I'd been using the techniques these terms described for aeons but didn't have names for them. And while being able to use the techniques is the more important side of the equation, to my mind, it was nice to be able to stick a pin in each, to name and number them.

So I was quieted and sort of humbled all over again. But glad. Because even though I'd asked myself a little despairingly after the first class, if I really needed to be there, I know that I'll learn things. I just need to keep quiet and humble and tell myself its about the work.

Which is good exercize, because I'm a bit of a blowhard. Because my ego around writing poetry and where I should be is sometimes a pair of pants that are a little too tight.

And, so after dinner and bedtime for the squisher, I spent the evening in the Gary Geddes anthology we'll be using in the course.
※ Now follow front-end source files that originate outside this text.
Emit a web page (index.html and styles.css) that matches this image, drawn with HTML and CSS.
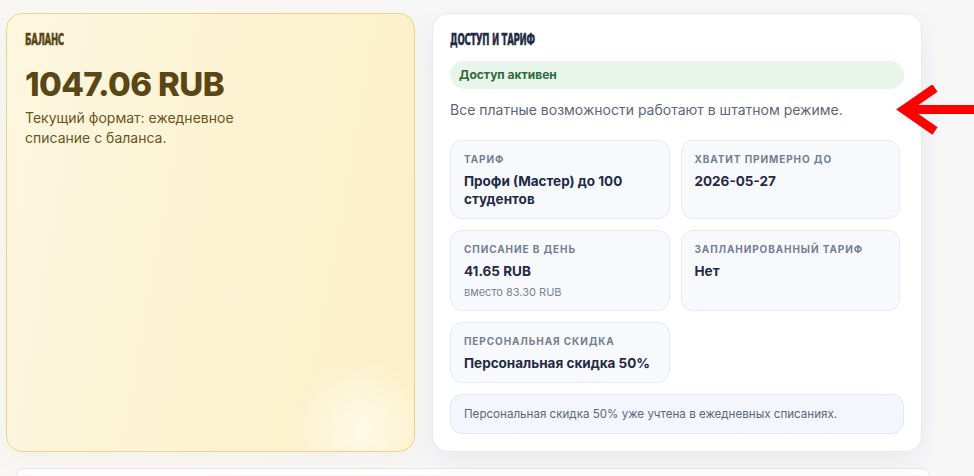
FILE: index.html
```html
<!DOCTYPE html>
<html lang="ru">
<head>
<meta charset="utf-8">
<title>Баланс и тариф</title>
<link rel="stylesheet" href="styles.css">
</head>
<body>
<div class="page">
  <div class="cards">
    <section class="card balance">
      <h2 class="card-title balance-title"><span class="title-text">Баланс</span></h2>
      <div class="balance-amount">1047.06 RUB</div>
      <p class="balance-desc">Текущий формат: ежедневное списание с баланса.</p>
    </section>
    <section class="card access">
      <h2 class="card-title access-title"><span class="title-text">Доступ и тариф</span></h2>
      <div class="status-pill">Доступ активен</div>
      <p class="access-desc">Все платные возможности работают в штатном режиме.</p>
      <div class="tiles">
        <div class="tile">
          <div class="tile-label">Тариф</div>
          <div class="tile-value">Профи (Мастер) до 100 студентов</div>
        </div>
        <div class="tile">
          <div class="tile-label">Хватит примерно до</div>
          <div class="tile-value">2026-05-27</div>
        </div>
        <div class="tile">
          <div class="tile-label">Списание в день</div>
          <div class="tile-value">41.65 RUB</div>
          <div class="tile-sub">вместо 83.30 RUB</div>
        </div>
        <div class="tile">
          <div class="tile-label">Запланированный тариф</div>
          <div class="tile-value">Нет</div>
        </div>
        <div class="tile">
          <div class="tile-label">Персональная скидка</div>
          <div class="tile-value">Персональная скидка 50%</div>
        </div>
      </div>
      <div class="note">Персональная скидка 50% уже учтена в ежедневных списаниях.</div>
    </section>
  </div>
  <div class="next-card"></div>
</div>
<svg class="annotation-arrow" width="78" height="50" viewBox="0 0 78 50" aria-hidden="true">
  <path d="M39 3 L8 24.5 L39 46" fill="none" stroke="#ff0000" stroke-width="9" stroke-linejoin="miter"/>
  <path d="M11 24.5 H78" fill="none" stroke="#ff0000" stroke-width="9"/>
</svg>
</body>
</html>
```

FILE: styles.css
```css
* { box-sizing: border-box; }

html, body {
  margin: 0;
  padding: 0;
}

body {
  width: 974px;
  height: 476px;
  overflow: hidden;
  font-family: Inter, "Noto Sans", "DejaVu Sans", sans-serif;
  background:
    radial-gradient(ellipse 360px 520px at 120px 260px, #fbf8ef 0%, rgba(251,248,239,0) 100%),
    #f7f7f8;
  position: relative;
}

.page {
  padding: 13px 0 0 6px;
}

.cards {
  display: grid;
  grid-template-columns: 409px 490px;
  column-gap: 17px;
  height: 438px;
}

.card {
  border-radius: 16px;
  margin: 0;
}

.card-title {
  margin: 0;
  padding-top: 12px;
  height: 34px;
  line-height: 18px;
  white-space: nowrap;
}

.title-text {
  display: inline-block;
  font-family: "DejaVu Sans Condensed", "DejaVu Sans", sans-serif;
  font-stretch: condensed;
  font-weight: 700;
  font-size: 16.5px;
  text-transform: uppercase;
  letter-spacing: -0.5px;
  transform: scaleX(0.58);
  transform-origin: left center;
  -webkit-text-stroke: 0.5px currentColor;
}

/* Balance card */
.balance {
  border: 1px solid #ecd38c;
  background:
    radial-gradient(circle 70px at 355px 415px, rgba(255,251,236,0.9) 0%, rgba(255,251,236,0) 100%),
    linear-gradient(100deg, #fdf7e0 0%, #fcf2d0 60%, #fcf0c8 100%);
  box-shadow: 0 8px 24px rgba(150, 120, 40, 0.05);
  padding: 2px 18px 18px 18px;
}

.balance-title {
  color: #5a4515;
}

.balance-amount {
  margin-top: 14px;
  font-size: 33px;
  line-height: 40px;
  font-weight: 800;
  color: #5b4716;
  letter-spacing: -0.6px;
}

.balance-desc {
  margin: 4px 0 0;
  max-width: 230px;
  font-size: 14px;
  line-height: 20px;
  color: #6a5421;
}

/* Access card */
.access {
  background: #ffffff;
  border: 1px solid #e6e9ef;
  box-shadow: 0 10px 28px rgba(30, 40, 70, 0.06);
  padding: 2px 17px 17px 17px;
}

.access-title {
  color: #1f2b45;
}

.status-pill {
  margin-top: 11px;
  height: 28px;
  border-radius: 14px;
  background: #e8f5ea;
  color: #2f6b3a;
  font-weight: 700;
  font-size: 12px;
  line-height: 28px;
  padding: 0 9px;
}

.access-desc {
  margin: 10px 0 0;
  font-size: 14px;
  line-height: 21px;
  color: #5d6679;
}

.tiles {
  margin-top: 20px;
  margin-right: 4px;
  display: grid;
  grid-template-columns: 1fr 1fr;
  gap: 11px;
}

.tile {
  background: #f7f9fd;
  border: 1px solid #e6eaf3;
  border-radius: 12px;
  padding: 11px 13px 10px;
}

.tile-label {
  font-size: 10px;
  line-height: 14px;
  font-weight: 700;
  letter-spacing: 0.9px;
  text-transform: uppercase;
  color: #747e92;
}

.tile-value {
  margin-top: 6px;
  font-size: 13.5px;
  line-height: 18px;
  font-weight: 700;
  color: #1f2b45;
}

.tile-sub {
  margin-top: 4px;
  font-size: 11px;
  line-height: 16px;
  color: #7b8496;
}

.note {
  margin-top: 11px;
  height: 40px;
  border-radius: 12px;
  background: #f3f6fd;
  border: 1px solid #e3e8f5;
  font-size: 11.6px;
  line-height: 38px;
  color: #5d6679;
  padding: 0 13px;
}

.next-card {
  margin: 17px 44px 0 10px;
  height: 7px;
  background: #ffffff;
  border: 1px solid #e5e7eb;
  border-bottom: none;
  border-radius: 16px 16px 0 0;
}

.annotation-arrow {
  position: absolute;
  left: 896px;
  top: 85px;
}
```
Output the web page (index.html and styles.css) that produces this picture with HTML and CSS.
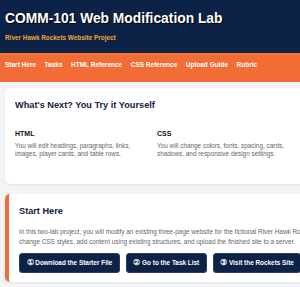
FILE: index.html
```html
<!DOCTYPE html>
<html lang="en">
<head>
<meta charset="utf-8">
<title>COMM-101 Web Modification Lab</title>
<link rel="stylesheet" href="styles.css">
</head>
<body>
<header class="site-header">
  <h1 class="site-title">COMM-101 Web Modification Lab</h1>
  <p class="site-subtitle">River Hawk Rockets Website Project</p>
</header>
<nav class="site-nav">
  <a href="#start">Start Here</a>
  <a href="#tasks">Tasks</a>
  <a href="#html">HTML Reference</a>
  <a href="#css">CSS Reference</a>
  <a href="#upload">Upload Guide</a>
  <a href="#rubric">Rubric</a>
</nav>
<main class="page">
  <section class="card">
    <h2 class="card-title">What's Next? You Try it Yourself</h2>
    <div class="two-col">
      <div class="col">
        <h3 class="col-title">HTML</h3>
        <p class="col-text">You will edit headings, paragraphs, links, images, player cards, and table rows.</p>
      </div>
      <div class="col">
        <h3 class="col-title">CSS</h3>
        <p class="col-text">You will change colors, fonts, spacing, cards, shadows, and responsive design settings.</p>
      </div>
    </div>
  </section>
  <section class="card card-accent" id="start">
    <h2 class="card-title">Start Here</h2>
    <p class="intro">In this two-lab project, you will modify an existing three-page website for the fictional River Hawk Rockets team. You will edit HTML content,<br>change CSS styles, add content using existing structures, and upload the finished site to a server.</p>
    <div class="buttons">
      <a class="btn" href="#download"><span class="num">&#9312;</span> Download the Starter File</a>
      <a class="btn" href="#tasks"><span class="num">&#9313;</span> Go to the Task List</a>
      <a class="btn" href="#site"><span class="num">&#9314;</span> Visit the Rockets Site</a>
    </div>
  </section>
</main>
</body>
</html>
```
FILE: styles.css
```css
html, body {
  margin: 0;
  padding: 0;
  overflow: hidden;
}
body {
  background: #f3f4f6;
  font-family: "Liberation Sans", Arial, sans-serif;
  color: #222;
  width: 560px;
}
.site-header {
  background: #0c2246;
  padding: 11px 5px 11px;
  border-bottom: 2px solid #f7763a;
}
.site-title {
  margin: 0;
  color: #fff;
  font-size: 13.8px;
  line-height: 16px;
  font-weight: 700;
  text-shadow: 1px 1px 1px #000;
}
.site-subtitle {
  margin: 7px 0 0;
  color: #f5a23a;
  font-size: 6.4px;
  line-height: 8px;
  font-weight: 700;
}
.site-nav {
  background: #f26d35;
  display: flex;
  gap: 8.5px;
  padding: 6px 5px 13px;
}
.site-nav a {
  color: #fff;
  text-decoration: none;
  font-weight: 700;
  font-size: 6.5px;
  line-height: 8px;
}
.page {
  padding: 6px 5px;
}
.card {
  background: #fff;
  border-radius: 5px;
  box-shadow: 0 1px 3px rgba(0,0,0,0.08);
  padding: 12px 10px 26px;
  margin-bottom: 10px;
}
.card-title {
  margin: 0;
  color: #14213d;
  font-size: 9.2px;
  line-height: 11px;
  font-weight: 700;
}
.two-col {
  display: grid;
  grid-template-columns: 130px 130px;
  gap: 12px;
  margin-top: 19px;
}
.col-title {
  margin: 0 0 4px;
  font-size: 7px;
  line-height: 8px;
  color: #111;
}
.col-text {
  margin: 0;
  font-size: 6.4px;
  line-height: 8px;
  color: #666;
}
.card-accent {
  border-left: 4px solid #f26d35;
  padding: 12px 10px 9px;
}
.intro {
  margin: 10px 0 0;
  font-size: 6.4px;
  line-height: 10px;
  color: #666;
}
.buttons {
  display: flex;
  gap: 6px;
  margin-top: 6px;
}
.btn {
  background: #0c2246;
  color: #fff;
  text-decoration: none;
  font-weight: 700;
  font-size: 6.4px;
  line-height: 18px;
  padding: 0 6.5px;
  border-radius: 3px;
  border: 1px solid #2b3f63;
}
.num {
  font-size: 7.6px;
}
```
Today I have to explicate a poem from the anthology.

And I'm glad and quiet and proud when my mind alights on poetry, mine and that of people I work with, like the members of the senior citizens' writing workshop, like the writers from near and far that have become friends and colleagues over the last several years.

I'm proud of all of us, goddamn it. Because this work, this life, is a good way to spend a life.

And I wanted to note that while also procrastinating just slightly in the writing of my explication. (And contemplating, for the first time, doing one of my own assignments...)



Brenda Schmidt said...

Nice! It is a very good way to spend life. :)

tracy said...

10.000 egos will give you such a crick in the neck!!


I agree. It's a great life, if you don't weaken.

Okay, enough with the cliche, I still agree, it's humbling to find you can always learn something, but strangely exhilarating all at the same time.

Ariel Gordon said...

Oh, I weaken. I'm just not weakened right now...

This post is more me reciting my poetry-writing-mantra than anything else. But still. It needs to be recited.

Anita Daher said...

Congratulations! This is all so fabulous :-)

Shawna Lemay said...

And an excellent poetry writing mantra it is.

joyce said...

I saw your piece in the paper! I did, I did!